The train pays a courtesy visit to Whistler, traditionally voted best ski resort in North America, before touching Howe Sound "the southernmost fjord in the northern hemisphere" and sweeping above the port of Horseshoe Bay on a Riviera-like corniche.
On the final approach to Vancouver, traditionally voted friendliest city in the world, the train passes a marshalling yard full of exotic containers (if that is not stretching an adjective). Should you doze off for a moment and awaken to see the foreground full of steel boxes marked Linea Mexicana, you may conclude that taking in a planet's-worth of scenery has left you south of a couple of borders. Next stop: Colombia
GETTING THERE AND GETTING AROUND
GETTING THERE
The biggest tour operator from the UK is Canadian Affair (020-7616 9184; www.canadianaffair.com), which this year has doubled seat capacity to 400,000. It now part of the same organisation as Air Transat, and also charters in capacity from MyTravel Airways and Thomas Cook (the latter offering remarkably comfortable 35-inch seat pitch on flights to all the eastern gateways: Halifax, Montreal, Ottawa and Toronto.
Besides the regular departures from Heathrow, Gatwick and Manchester, departure airports for the summer include Birmingham, Edinburgh, Exeter, Glasgow and Newcastle.
In the past few months a new scheduled link on British Airways (0870 850 9 850; www.ba.com) has begun between Heathrow and Calgary, while Air Canada (0871 220 1111; www.aircanada.ca) plans a link from Heathrow to St John's in Newfoundland: using a Airbus A319, it will operate the last transatlantic flight of the day from Europe.
The key gateways of Montreal, Vancouver and Toronto have a growing number of links.

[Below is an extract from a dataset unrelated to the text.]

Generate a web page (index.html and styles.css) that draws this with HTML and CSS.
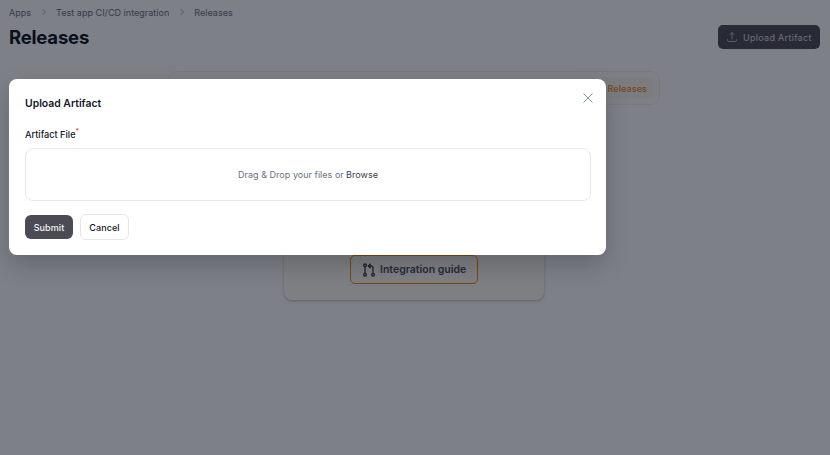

Besides the frequent departures from Heathrow on BA and Air Canada, Flyglobespan (08705 561 522; www.flyglobespan.com) and Zoom (0870 240 0055; www.flyzoom.com) are offering a wide range of routes.
GETTING AROUND
Air
To cover the vast expanse of Canada relatively quickly, domestic flights are the answer. Air Canada has the most extensive network (with many services branded as its Jazz subsidiary), but its no-frills rival WestJet (www.westjet.com) is strong between all the major cities. For reaching northerly points, Air Canada again has the widest network though Air North and Canadian North compete.
Rail
A private luxury train operator, Rocky Mountaineer (00 1 604 606 7245; www.rockymountaineer.com), runs tours in British Columbia and Alberta. It covers two stretches, from North Vancouver via Prince George and Whistler, and the southerly link from Kamloops across Alberta to Banff and Calgary.
The national network is operated by VIA Rail (00 1 888 842 7245; www.viarail.ca). VIA's busiest stretch of line is between Quebec City via Montreal and Toronto to Windsor, on the US border opposite Detroit. Its main artery is the 6,351km transcontinental line from Halifax on the Atlantic to Vancouver on the Pacific. To cover the whole journey it is necessary to change in Montreal and Toronto.
In Quebec, you can go by VIA train to the Gaspé Peninsula, or deep into the province to Jonquière and Senneterre. The most northerly trip is aboard the Hudson Bay through Manitoba. British Columbia has two extra VIA lines. One, on Vancouver Island, runs north-east from the capital, Victoria, to the town of Courtenay. The other crosses from the trans-Canada line at Jasper (just inside the Alberta border) to the Pacific port of Prince Rupert.
Bus
The leading operator is Greyhound Canada (00 1 888 661 8747; www.greyhound.ca).